Just about all of the old quarter is carless, so you can freely walk to and fro to explore the architecture. Most of the buildings, which were constructed in the 12th and 13th century, were designed in the half-timber style of petrified wood beams with slabs of plaster inserted in between in shades of periwinkle, mustard, mint green, orange, and seafoam blue.

4. Joan Of Arc Church

You may be surprised to find that the Joan Of Arc Church is not a medieval relic. Instead, it’s a building from the 20th century. Completed in 1979, the Joan Of Arc Church was designed by Louis Arretche and stands on the historic Place de Vieux, the original market square of Rouen.

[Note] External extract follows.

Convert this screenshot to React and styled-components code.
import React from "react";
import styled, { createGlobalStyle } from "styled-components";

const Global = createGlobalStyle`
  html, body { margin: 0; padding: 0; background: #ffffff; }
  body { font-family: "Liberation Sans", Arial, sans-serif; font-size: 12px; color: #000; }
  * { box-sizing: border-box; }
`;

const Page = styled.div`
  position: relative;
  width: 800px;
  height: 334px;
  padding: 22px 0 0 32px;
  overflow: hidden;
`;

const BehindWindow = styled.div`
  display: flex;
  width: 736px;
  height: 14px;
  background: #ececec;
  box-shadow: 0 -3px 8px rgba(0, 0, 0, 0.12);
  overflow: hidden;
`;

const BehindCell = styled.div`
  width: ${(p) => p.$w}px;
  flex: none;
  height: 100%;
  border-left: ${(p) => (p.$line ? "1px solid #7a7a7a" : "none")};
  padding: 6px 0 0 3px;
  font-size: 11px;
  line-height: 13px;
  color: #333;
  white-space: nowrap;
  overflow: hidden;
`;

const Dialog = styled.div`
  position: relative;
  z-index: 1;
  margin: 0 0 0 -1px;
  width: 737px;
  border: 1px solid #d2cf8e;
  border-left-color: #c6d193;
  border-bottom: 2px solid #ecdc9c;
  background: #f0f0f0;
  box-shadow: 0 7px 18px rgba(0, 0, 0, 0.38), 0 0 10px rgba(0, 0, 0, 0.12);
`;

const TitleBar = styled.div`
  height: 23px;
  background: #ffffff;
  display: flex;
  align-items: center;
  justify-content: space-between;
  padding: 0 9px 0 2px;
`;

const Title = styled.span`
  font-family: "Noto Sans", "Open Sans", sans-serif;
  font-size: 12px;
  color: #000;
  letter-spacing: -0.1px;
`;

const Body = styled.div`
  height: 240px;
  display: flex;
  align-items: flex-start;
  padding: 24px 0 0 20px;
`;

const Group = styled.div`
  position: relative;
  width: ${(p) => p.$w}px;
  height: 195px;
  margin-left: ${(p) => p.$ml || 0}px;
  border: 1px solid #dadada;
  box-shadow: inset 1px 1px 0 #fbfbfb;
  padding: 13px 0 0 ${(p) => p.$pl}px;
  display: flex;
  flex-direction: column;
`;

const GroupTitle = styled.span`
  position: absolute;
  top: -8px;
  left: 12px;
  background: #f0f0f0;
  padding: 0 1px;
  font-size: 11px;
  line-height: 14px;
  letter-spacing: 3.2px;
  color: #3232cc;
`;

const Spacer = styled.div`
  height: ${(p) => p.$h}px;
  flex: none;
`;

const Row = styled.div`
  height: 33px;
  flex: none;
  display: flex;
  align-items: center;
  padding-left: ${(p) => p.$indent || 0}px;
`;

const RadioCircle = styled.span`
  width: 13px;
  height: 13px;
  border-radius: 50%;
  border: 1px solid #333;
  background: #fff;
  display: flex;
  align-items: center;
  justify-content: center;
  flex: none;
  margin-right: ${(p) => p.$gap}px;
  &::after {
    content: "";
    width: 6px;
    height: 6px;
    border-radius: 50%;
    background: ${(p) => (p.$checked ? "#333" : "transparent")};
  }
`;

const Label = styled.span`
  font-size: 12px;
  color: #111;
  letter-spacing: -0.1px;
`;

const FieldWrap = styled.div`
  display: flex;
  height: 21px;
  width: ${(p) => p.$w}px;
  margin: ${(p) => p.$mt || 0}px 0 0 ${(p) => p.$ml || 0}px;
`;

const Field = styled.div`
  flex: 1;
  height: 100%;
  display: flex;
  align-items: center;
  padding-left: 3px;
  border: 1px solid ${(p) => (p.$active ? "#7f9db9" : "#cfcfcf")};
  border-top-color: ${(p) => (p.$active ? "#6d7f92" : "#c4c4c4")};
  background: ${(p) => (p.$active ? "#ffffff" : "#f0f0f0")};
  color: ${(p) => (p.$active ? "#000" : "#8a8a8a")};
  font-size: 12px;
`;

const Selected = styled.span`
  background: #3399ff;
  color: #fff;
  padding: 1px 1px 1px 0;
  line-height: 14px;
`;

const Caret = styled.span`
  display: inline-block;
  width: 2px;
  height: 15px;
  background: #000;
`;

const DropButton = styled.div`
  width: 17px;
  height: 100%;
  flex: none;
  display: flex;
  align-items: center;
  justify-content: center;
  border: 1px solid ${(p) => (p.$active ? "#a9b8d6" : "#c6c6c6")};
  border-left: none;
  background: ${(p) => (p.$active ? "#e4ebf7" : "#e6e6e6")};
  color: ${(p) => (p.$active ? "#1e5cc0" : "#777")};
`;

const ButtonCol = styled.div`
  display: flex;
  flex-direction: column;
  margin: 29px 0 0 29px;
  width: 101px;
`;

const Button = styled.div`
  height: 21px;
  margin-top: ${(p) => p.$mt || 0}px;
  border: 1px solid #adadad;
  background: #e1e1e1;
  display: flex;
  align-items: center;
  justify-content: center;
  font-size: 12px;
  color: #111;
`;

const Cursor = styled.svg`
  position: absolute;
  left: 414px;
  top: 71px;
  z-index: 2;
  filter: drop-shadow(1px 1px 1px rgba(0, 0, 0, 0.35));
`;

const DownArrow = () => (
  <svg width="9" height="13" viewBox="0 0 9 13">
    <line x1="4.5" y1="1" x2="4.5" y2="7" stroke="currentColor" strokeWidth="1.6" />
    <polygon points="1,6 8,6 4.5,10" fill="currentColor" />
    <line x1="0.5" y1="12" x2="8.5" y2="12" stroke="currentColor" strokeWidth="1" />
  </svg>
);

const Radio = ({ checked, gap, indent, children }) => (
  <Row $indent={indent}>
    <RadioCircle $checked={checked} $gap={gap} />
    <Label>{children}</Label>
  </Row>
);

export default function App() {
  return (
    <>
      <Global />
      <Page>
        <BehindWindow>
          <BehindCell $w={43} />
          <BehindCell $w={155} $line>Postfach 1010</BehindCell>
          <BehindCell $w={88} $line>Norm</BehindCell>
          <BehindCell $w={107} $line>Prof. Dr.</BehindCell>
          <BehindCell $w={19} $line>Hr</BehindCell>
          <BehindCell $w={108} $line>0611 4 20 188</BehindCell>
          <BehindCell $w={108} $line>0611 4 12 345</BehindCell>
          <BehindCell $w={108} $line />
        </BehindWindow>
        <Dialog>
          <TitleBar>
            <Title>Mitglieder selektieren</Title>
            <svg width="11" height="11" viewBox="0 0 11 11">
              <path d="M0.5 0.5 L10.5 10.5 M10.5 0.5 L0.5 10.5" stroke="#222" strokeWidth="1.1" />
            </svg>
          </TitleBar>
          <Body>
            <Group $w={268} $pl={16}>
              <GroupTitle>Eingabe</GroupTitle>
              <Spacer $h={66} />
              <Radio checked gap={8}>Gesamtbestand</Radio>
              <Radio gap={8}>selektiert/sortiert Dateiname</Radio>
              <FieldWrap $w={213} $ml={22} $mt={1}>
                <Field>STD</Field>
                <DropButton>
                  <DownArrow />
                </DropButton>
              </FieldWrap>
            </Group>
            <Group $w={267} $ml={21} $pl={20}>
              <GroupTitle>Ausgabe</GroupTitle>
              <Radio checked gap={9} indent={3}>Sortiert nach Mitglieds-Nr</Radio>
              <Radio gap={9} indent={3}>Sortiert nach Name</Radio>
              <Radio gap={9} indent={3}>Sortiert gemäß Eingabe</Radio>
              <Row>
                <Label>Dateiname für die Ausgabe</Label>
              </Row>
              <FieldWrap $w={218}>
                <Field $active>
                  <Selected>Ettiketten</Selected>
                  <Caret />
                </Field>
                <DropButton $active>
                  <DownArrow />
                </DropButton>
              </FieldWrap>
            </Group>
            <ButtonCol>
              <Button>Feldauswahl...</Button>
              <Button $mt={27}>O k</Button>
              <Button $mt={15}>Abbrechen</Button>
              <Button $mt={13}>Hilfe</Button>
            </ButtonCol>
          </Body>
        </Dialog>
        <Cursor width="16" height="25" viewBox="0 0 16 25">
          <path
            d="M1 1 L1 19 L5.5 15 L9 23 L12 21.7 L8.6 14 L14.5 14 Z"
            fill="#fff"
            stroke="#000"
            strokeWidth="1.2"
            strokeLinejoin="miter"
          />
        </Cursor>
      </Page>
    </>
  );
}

It is also the site where Joan of Arc was burnt at the stake for committing heresy.

The curves of the church’s design represent the sweeping flames, along with resembling an overturned boat, the same type of design as numerous early Christian churches. The vivid stained-glass windows in the Joan Of Arc Church are from a nearby church destroyed during WWII. Luckily, the windows were buried underground. Thirteen of the windows from the early 1500s depict Christ's childhood, Crucifixion, Passion, and Resurrection, plus the life events of St. Peter, St. Anne, and Saint Anthony of Padua.

5. Joan Of Arc Museum

The spectacular archbishop’s palace, built in the medieval period, is now home to the Joan of Arc Museum. The building is also the site of the official room where Joan of Arc’s death sentence was declared in 1431. Opened in 2015, the museum is a mix of the fascinating history of France’s most beloved saint and modern-day technology. Two themes run throughout the exhibitions, The Epic of Joan of Arc and the legend. The multi-media exhibition is divided into seven segments with a 45-minute duration with 20 live actors reenacting the trial from authentic transcripts. There are also electronic interactive devices, projections, and 3D mapping, plus translation into English.

6. Musee Secq Des Tournelles

Musee Secq des Tournelles is a quirky museum that houses an extensive collection of wrought iron artifacts. Jean-Louis-Henri Le Secq Destournelles trained to be an artist but became one of France's first photographers in the late 1800s. He was assigned to take photos of various historical structures across France, and during his travels, he started to purchase wrought iron pieces. His passion led him to build a massive collection of thousands of pieces of wrought iron. His son continued his legacy and eventually donated the collection to the city of Rouen. Inaugurated in 1921, the museum now contains over 14,000 works and includes pieces gifted by other collectors.

Gros-Orloge, "Great Clock," Rouen, France.

7. Gros-Horloge

In the middle of a Renaissance arch is the Gros-Horloge, the oldest timepiece in France, dating back to 1389. The 24 rays shooting out against a blue background crowded with stars on the facade, measuring 2.5 meters in diameter, represent a golden sun. In 1832 on a trip to France, British painter J.M. W. Turner painted an iconic painting of the Gros Horloge.

8. La Maison Auzou

A multi-generational, family-owned small chain of shops, La Maison Auzou, produces irresistible chocolates, macarons, and a large range of other sweet treats. Highlights include grilled almonds covered in chocolate and dusted with cocoa, chocolate-covered pralines, a pastry made with apple jelly, chocolate ganache and Calvados, a local apple liqueur, and a special macaron made with salted butter caramel and apple, from an old Normandy recipe.

9. Gill

For one of the best meals in Rouen, make a reservation at Gill. A two-star Michelin restaurant, Gill is run by chef Gilles Tournadre, a native Norman, and he focuses on the fresh seafood from the waters of the local Normandy coast. Preparing fish in many ways, including searing, raw, cooked, and roasted, Tournadre is also inspired by Japan, which he visits every year to re-inspire him. Specialties include turbot fish cooked in apple cider, roasted lobster Brittany-style, and local oysters prepared in two different styles. Menus start at 45 euros for lunch, and at dinner, there are two tasting menu options, one for 75 euros and 115 euros.

10. La Cornaelle

Inexpensive and delicious, La Cornaelle serves up some of the best crepes in Rouen. Simple savory crepes have cheese, ham, egg, and chorizo sausage for 6 euros each, and for dessert, you can indulge in a crepe flambe with either Grand Marnier, rum, or Calvados.

Pro Tip

Rouen is an easy day trip from Paris. Trains leave frequently from the Gare Saint Lazare train station in Paris, and the trip takes 80 minutes each way. Rouen is pretty flat but there are mostly cobblestone streets in the old quarter, so wear the appropriate footwear.